Fears QR code check-in systems being abused

Victoria's privacy watchdog has raised concern businesses are using coronavirus QR code check-in systems to sneakily amass databases for marketing.

It's feared some businesses are collecting unnecessary personal information from customers like their email and residential addresses.

Information Commissioner Sven Bluemmel said misuse of personal information had the potential to erode public trust - "undermining the entire contact tracing system".

Privately operated QR check‐in systems - as well as businesses using pen and paper - were the concern.

 

 

Problems could have implications for customer's privacy and information security.

"Key to effectiveness of any contact tracing system is establishing and maintaining public trust in that system,'' Mr Bluemmel said.

"If personal information is misused, it has the potential to impact the public's trust and their willingness to provide accurate contact details, undermining the entire contact tracing system.

"One really fundamental principle of good privacy is to collect as little personal information as you need."

Under the Chief Health Officer's directions businesses must keep a record of all visitors who stay longer than 15 minutes.

Only their first name, phone number and the date and time they attended are required.

Business must not collect unnecessary personal information.

But Mr Bluemmel said many were unaware of the limits, erred on the side of caution or deliberately asked customers for extra information for unrelated purposes like marketing or profiling.

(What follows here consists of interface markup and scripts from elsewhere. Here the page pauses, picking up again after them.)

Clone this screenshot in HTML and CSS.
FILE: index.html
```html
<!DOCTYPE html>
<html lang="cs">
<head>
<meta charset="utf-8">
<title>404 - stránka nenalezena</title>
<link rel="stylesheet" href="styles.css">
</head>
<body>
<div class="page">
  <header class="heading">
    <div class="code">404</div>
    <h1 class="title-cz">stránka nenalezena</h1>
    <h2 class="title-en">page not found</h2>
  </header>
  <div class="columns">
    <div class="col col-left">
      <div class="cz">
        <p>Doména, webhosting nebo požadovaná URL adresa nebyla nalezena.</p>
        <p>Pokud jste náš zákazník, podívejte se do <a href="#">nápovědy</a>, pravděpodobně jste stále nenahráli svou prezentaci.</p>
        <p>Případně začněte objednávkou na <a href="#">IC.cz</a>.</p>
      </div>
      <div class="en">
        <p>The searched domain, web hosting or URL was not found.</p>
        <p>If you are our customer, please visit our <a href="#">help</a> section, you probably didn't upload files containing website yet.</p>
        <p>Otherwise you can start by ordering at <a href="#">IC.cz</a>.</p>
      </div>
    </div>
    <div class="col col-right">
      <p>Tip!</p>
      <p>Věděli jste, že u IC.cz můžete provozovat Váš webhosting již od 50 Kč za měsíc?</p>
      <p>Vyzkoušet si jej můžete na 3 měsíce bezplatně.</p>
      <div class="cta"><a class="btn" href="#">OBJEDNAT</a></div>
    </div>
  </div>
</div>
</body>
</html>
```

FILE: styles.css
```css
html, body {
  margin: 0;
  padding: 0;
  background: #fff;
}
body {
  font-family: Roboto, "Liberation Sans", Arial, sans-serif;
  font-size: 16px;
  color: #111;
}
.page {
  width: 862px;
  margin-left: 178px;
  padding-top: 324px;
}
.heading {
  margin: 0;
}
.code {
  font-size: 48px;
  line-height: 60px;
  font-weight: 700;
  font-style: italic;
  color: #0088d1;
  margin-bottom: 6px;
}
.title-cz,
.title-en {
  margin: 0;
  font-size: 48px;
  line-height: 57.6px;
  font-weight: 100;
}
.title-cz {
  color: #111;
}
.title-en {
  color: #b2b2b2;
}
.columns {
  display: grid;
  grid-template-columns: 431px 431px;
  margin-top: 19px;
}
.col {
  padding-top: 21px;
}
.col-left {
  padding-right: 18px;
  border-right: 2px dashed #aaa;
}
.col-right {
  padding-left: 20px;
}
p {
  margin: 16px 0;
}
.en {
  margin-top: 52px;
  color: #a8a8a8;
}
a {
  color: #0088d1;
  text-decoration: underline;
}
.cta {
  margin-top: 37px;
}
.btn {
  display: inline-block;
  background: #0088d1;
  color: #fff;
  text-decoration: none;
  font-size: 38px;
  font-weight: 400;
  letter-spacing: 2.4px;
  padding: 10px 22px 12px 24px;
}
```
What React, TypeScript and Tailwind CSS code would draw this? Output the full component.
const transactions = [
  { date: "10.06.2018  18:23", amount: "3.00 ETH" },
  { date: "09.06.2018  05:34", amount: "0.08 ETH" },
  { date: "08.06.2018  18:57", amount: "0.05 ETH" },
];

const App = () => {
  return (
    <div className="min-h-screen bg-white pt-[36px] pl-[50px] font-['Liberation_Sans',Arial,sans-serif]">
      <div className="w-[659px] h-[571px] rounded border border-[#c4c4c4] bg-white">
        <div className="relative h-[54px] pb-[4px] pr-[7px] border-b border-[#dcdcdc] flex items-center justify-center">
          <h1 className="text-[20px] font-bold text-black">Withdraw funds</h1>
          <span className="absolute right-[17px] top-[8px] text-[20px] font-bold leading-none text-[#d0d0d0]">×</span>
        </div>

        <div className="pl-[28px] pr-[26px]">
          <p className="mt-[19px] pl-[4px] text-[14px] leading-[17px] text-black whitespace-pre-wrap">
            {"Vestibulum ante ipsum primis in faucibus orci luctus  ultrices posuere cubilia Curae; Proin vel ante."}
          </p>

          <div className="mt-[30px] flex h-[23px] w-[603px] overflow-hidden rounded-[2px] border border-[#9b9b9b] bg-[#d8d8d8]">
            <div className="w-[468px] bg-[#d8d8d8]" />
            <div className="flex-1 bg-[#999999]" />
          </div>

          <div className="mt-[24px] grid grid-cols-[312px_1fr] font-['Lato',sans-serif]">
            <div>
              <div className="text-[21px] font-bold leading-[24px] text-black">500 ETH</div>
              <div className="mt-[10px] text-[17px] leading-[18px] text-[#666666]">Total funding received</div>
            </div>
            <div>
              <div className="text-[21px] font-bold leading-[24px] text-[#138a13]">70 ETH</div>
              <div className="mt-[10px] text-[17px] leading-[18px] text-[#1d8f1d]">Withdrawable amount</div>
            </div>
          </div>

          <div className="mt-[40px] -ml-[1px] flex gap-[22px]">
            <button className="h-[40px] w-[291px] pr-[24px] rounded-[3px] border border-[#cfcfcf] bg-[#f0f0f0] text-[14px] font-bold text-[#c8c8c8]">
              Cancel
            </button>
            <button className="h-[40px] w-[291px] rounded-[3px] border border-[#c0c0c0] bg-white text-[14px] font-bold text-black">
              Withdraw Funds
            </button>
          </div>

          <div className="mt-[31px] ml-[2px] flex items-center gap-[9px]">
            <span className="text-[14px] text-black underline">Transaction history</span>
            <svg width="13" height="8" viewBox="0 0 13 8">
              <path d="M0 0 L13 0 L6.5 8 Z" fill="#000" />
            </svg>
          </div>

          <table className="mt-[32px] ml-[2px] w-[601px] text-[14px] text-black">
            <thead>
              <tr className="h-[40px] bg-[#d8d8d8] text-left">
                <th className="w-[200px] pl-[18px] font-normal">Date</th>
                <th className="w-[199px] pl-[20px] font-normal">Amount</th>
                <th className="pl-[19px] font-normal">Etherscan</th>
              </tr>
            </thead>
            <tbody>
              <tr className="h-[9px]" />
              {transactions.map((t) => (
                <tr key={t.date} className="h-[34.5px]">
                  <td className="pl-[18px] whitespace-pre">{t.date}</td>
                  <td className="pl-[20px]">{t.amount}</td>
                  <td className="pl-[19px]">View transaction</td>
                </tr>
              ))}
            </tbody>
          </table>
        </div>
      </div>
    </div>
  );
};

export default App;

Smaller businesses and some privately operated check‐in operators were not subject to federal privacy laws - meaning the way personal information was collected, used and disclosed was largely unregulated.
Customers typically had no redress if their personal information was inappropriately used or disclosed by a private check‐in provider or small business they visited.

Businesses have been urged to separate collection of data from contact tracing with marketing activities.
Businesses have been urged to separate collection of data from contact tracing with marketing activities.

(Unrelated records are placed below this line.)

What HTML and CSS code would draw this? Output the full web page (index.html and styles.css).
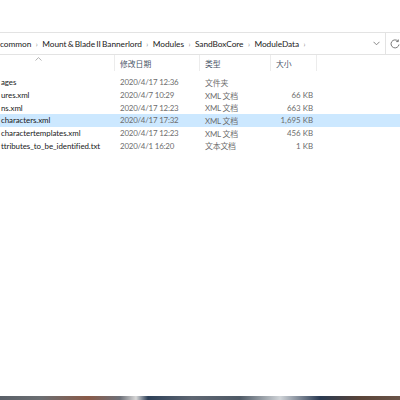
FILE: index.html
```html
<!DOCTYPE html>
<html lang="zh-CN">
<head>
<meta charset="utf-8">
<link rel="stylesheet" href="styles.css">
</head>
<body>
<div class="window">
  <div class="titlearea"></div>
  <div class="addressbar">
    <div class="crumbs">
      <span class="crumb">common</span><span class="sep">›</span>
      <span class="crumb">Mount &amp; Blade II Bannerlord</span><span class="sep">›</span>
      <span class="crumb">Modules</span><span class="sep">›</span>
      <span class="crumb">SandBoxCore</span><span class="sep">›</span>
      <span class="crumb">ModuleData</span><span class="sep">›</span>
      <span class="spacer"></span>
      <svg class="dropdown" width="7" height="5" viewBox="0 0 7 5"><path d="M0.5 0.8 L3.5 3.8 L6.5 0.8" fill="none" stroke="#7a7a7a" stroke-width="0.9"/></svg>
    </div>
    <div class="refresh">
      <svg width="10" height="10" viewBox="0 0 10 10"><path d="M8 2.2 A4 4 0 1 0 9 5.5" fill="none" stroke="#6a6a6a" stroke-width="0.9"/><path d="M8.3 0.5 L8.3 2.6 L6.2 2.6" fill="none" stroke="#6a6a6a" stroke-width="0.9"/></svg>
    </div>
  </div>
  <div class="list">
    <div class="row header">
      <div class="cell name-h"><svg class="sort" width="7" height="4" viewBox="0 0 7 4"><path d="M0.5 3.5 L3.5 0.6 L6.5 3.5" fill="none" stroke="#a0a0a0" stroke-width="0.8"/></svg></div>
      <div class="cell">修改日期</div>
      <div class="cell">类型</div>
      <div class="cell">大小</div>
    </div>
    <div class="row"><div class="cell name">ages</div><div class="cell dim">2020/4/17 12:36</div><div class="cell dim">文件夹</div><div class="cell dim size"></div></div>
    <div class="row"><div class="cell name">ures.xml</div><div class="cell dim">2020/4/7 10:29</div><div class="cell dim">XML 文档</div><div class="cell dim size">66 KB</div></div>
    <div class="row"><div class="cell name">ns.xml</div><div class="cell dim">2020/4/17 12:23</div><div class="cell dim">XML 文档</div><div class="cell dim size">663 KB</div></div>
    <div class="row selected"><div class="cell name">characters.xml</div><div class="cell dim">2020/4/17 17:32</div><div class="cell dim">XML 文档</div><div class="cell dim size">1,695 KB</div></div>
    <div class="row"><div class="cell name">charactertemplates.xml</div><div class="cell dim">2020/4/17 12:23</div><div class="cell dim">XML 文档</div><div class="cell dim size">456 KB</div></div>
    <div class="row"><div class="cell name">ttributes_to_be_identified.txt</div><div class="cell dim">2020/4/1 16:20</div><div class="cell dim">文本文档</div><div class="cell dim size">1 KB</div></div>
  </div>
  <div class="fill"></div>
  <div class="wallpaper"></div>
</div>
</body>
</html>
```

FILE: styles.css
```css
html, body {
  margin: 0;
  padding: 0;
  background: #ffffff;
}
body {
  font-family: Lato, "Noto Sans CJK SC", sans-serif;
  font-size: 7.9px;
  color: #1a1a1a;
}
.window {
  width: 400px;
  height: 400px;
  display: flex;
  flex-direction: column;
  overflow: hidden;
}
.titlearea {
  height: 32px;
  flex: none;
}
.addressbar {
  height: 21px;
  flex: none;
  display: flex;
  border-top: 1px solid #e3e3e3;
  border-bottom: 1px solid #e3e3e3;
}
.crumbs {
  width: 388px;
  display: flex;
  align-items: center;
  border-right: 1px solid #e3e3e3;
  box-sizing: border-box;
  white-space: nowrap;
}
.crumb {
  color: #1a1a1a;
  font-size: 8.3px;
  letter-spacing: -0.05px;
  word-spacing: -0.8px;
}
.sep {
  color: #8a8a8a;
  font-size: 7px;
  margin: 0 4.5px;
}
.spacer { flex: 1; }
.dropdown { margin-right: 5px; }
.refresh {
  flex: 1;
  display: flex;
  align-items: center;
  padding-left: 4px;
}
.list {
  flex: none;
}
.row {
  display: grid;
  grid-template-columns: 115px 85px 71px 46px;
  height: 12.7px;
  align-items: center;
  white-space: nowrap;
}
.row.header {
  height: 18px;
  margin-bottom: 3px;
  color: #4a5568;
  font-size: 7.8px;
  align-items: start;
}
.row.header .cell {
  height: 16px;
  display: flex;
  align-items: center;
  border-right: 1px solid #ececec;
  padding-left: 5px;
}
.row.header .name-h {
  padding-left: 35px;
  align-items: flex-start;
  padding-top: 2px;
}
.cell {
  overflow: hidden;
  box-sizing: border-box;
}
.name {
  padding-left: 1px;
  color: #1a1a1a;
  letter-spacing: -0.05px;
}
.dim {
  color: #6d6d6d;
  padding-left: 5px;
  letter-spacing: -0.2px;
}
.size {
  text-align: right;
  padding-right: 4px;
  letter-spacing: 0;
}
.row.selected {
  background: #cce8ff;
}
.fill { flex: 1; }
.wallpaper {
  height: 4px;
  flex: none;
  background: linear-gradient(90deg, #5a6068 0%, #6b6e72 10%, #8a5a48 22%, #6d7078 30%, #d8d8d8 34%, #2d4058 37%, #5e6672 48%, #4f5a66 60%, #d0d4d8 70%, #2a3a52 80%, #5a4438 90%, #6a5448 100%);
}
```
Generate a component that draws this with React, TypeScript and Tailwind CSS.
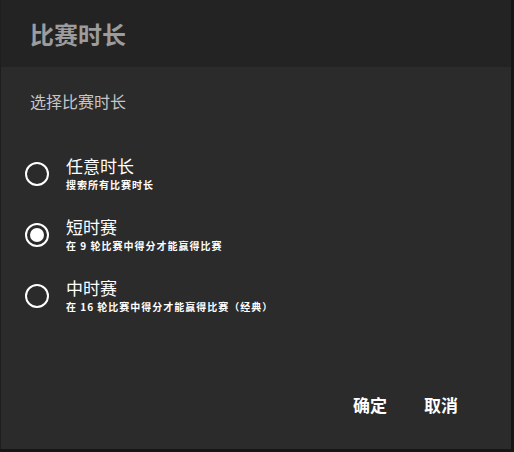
const options = [
  { label: '任意时长', desc: '搜索所有比赛时长', selected: false },
  { label: '短时赛', desc: '在 9 轮比赛中得分才能赢得比赛', selected: true },
  { label: '中时赛', desc: '在 16 轮比赛中得分才能赢得比赛（经典）', selected: false },
];

function Radio({ selected }: { selected: boolean }) {
  return (
    <div className="w-[24px] h-[24px] rounded-full border-[2.5px] border-white flex items-center justify-center shrink-0">
      {selected && <div className="w-[14px] h-[14px] rounded-full bg-white" />}
    </div>
  );
}

export default function App() {
  return (
    <div
      className="w-[514px] h-[452px] bg-[#161616] overflow-hidden"
      style={{ fontFamily: '"Noto Sans CJK SC", "Noto Sans", sans-serif' }}
    >
      <div className="w-[511px] h-[449px] flex flex-col bg-[#2b2b2b] border-l border-[#1e1e1e]">
        {/* Header */}
        <div className="h-[67px] bg-[#232323] flex items-center px-[29px]">
          <h1 className="text-[24px] font-bold text-[#9c9c9c] leading-none">比赛时长</h1>
        </div>

        <div className="flex-1 flex flex-col">
          <p className="mt-[26px] px-[29px] text-[16px] text-[#c6c6c6] leading-none">选择比赛时长</p>

          <div className="mt-[47px] flex flex-col gap-[25px]">
            {options.map((o) => (
              <div key={o.label} className="flex items-center pl-[24px]">
                <Radio selected={o.selected} />
                <div className="ml-[17px] flex flex-col">
                  <span className="text-[17px] text-white leading-[20px]">{o.label}</span>
                  <span className="mt-[2px] text-[10px] font-bold text-white leading-[14px] tracking-[1px]">{o.desc}</span>
                </div>
              </div>
            ))}
          </div>

          <div className="mt-auto mb-[36px] flex justify-end gap-[37px] pr-[53px]">
            <button className="text-[17px] font-bold text-white leading-none">确定</button>
            <button className="text-[17px] font-bold text-white leading-none">取消</button>
          </div>
        </div>
      </div>
    </div>
  );
}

Mr Bluemmel said businesses should separate contact tracing QR systems from those used for activities like marketing, loyalty programs and ordering.

"The difficulty is when a business uses an app like that for the purposes of meeting its obligations for contact tracing things can get conflated,'' he said.

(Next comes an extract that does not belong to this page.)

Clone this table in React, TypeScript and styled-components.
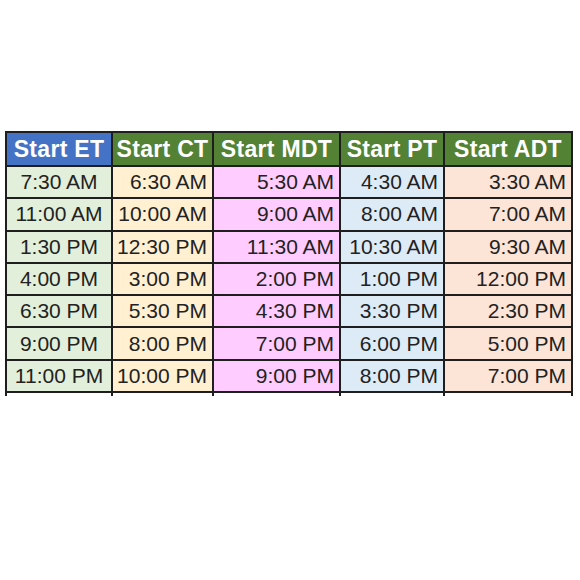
import React from 'react'
import styled, { createGlobalStyle } from 'styled-components'

const GlobalStyle = createGlobalStyle`
  html, body {
    margin: 0;
    padding: 0;
    background: #ffffff;
  }
  body {
    font-family: 'Liberation Sans', Arial, sans-serif;
  }
`

type Zone = {
  label: string
  head: string
  bg: string
  align: 'center' | 'right'
}

const zones: Zone[] = [
  { label: 'Start ET', head: '#4472c4', bg: '#e2efda', align: 'center' },
  { label: 'Start CT', head: '#548235', bg: '#fff0d2', align: 'right' },
  { label: 'Start MDT', head: '#548235', bg: '#ffccff', align: 'right' },
  { label: 'Start PT', head: '#548235', bg: '#ddebf7', align: 'right' },
  { label: 'Start ADT', head: '#548235', bg: '#fce4d6', align: 'right' },
]

const rows = [
  ['7:30 AM', '6:30 AM', '5:30 AM', '4:30 AM', '3:30 AM'],
  ['11:00 AM', '10:00 AM', '9:00 AM', '8:00 AM', '7:00 AM'],
  ['1:30 PM', '12:30 PM', '11:30 AM', '10:30 AM', '9:30 AM'],
  ['4:00 PM', '3:00 PM', '2:00 PM', '1:00 PM', '12:00 PM'],
  ['6:30 PM', '5:30 PM', '4:30 PM', '3:30 PM', '2:30 PM'],
  ['9:00 PM', '8:00 PM', '7:00 PM', '6:00 PM', '5:00 PM'],
  ['11:00 PM', '10:00 PM', '9:00 PM', '8:00 PM', '7:00 PM'],
]

export default function App() {
  return (
    <Page>
      <GlobalStyle />
      <Sheet>
        {zones.map((z) => (
          <HeadCell key={z.label} $bg={z.head}>
            {z.label}
          </HeadCell>
        ))}
        {rows.map((row, r) =>
          row.map((time, c) => (
            <Cell key={r + '-' + c} $bg={zones[c].bg} $align={zones[c].align}>
              {time}
            </Cell>
          ))
        )}
        {zones.map((z) => (
          <Stub key={'stub-' + z.label} />
        ))}
      </Sheet>
    </Page>
  )
}

const Page = styled.div`
  width: 580px;
  height: 580px;
  background: #ffffff;
  padding: 131px 0 0 5px;
  box-sizing: border-box;
`

const Sheet = styled.div`
  display: inline-grid;
  grid-template-columns: 104px 99px 125px 102px 126px;
  grid-template-rows: 32px repeat(7, 30.3px) 3px;
  gap: 2px;
  padding: 2px 2px 0 2px;
  background: #1e1e1e;
`

const HeadCell = styled.div<{ $bg: string }>`
  background: ${(p) => p.$bg};
  color: #ffffff;
  font-weight: bold;
  font-size: 23px;
  letter-spacing: 0.3px;
  white-space: nowrap;
  display: flex;
  align-items: center;
  justify-content: center;
  overflow: hidden;
`

const Cell = styled.div<{ $bg: string; $align: 'center' | 'right' }>`
  background: ${(p) => p.$bg};
  color: #222222;
  font-size: 21px;
  white-space: nowrap;
  display: flex;
  align-items: center;
  justify-content: ${(p) => (p.$align === 'center' ? 'center' : 'flex-end')};
  padding: 0 5px;
`

const Stub = styled.div`
  background: #ffffff;
`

"Then you have a situation where as part of a contact tracing effort you may have information that is collected being used for other purposes.

"And that is likely to go against the wishes and understandings of the customers.

"When you're going out to a cafe or having a meal choosing what should happen to your data should not have to be front of mind. You're not going there for the purpose of planning your future digital life."

The state government's free QR code service - which requires only a first name and phone number - was the safest option because personal information was stored on local servers and couldn't be accessed by businesses.

All data collected must be deleted after 28 days unless requested for contact tracing.

The Office of the Victorian Information Commissioner oversees the state government and local councils

The federal privacy commissioner handles the private sector.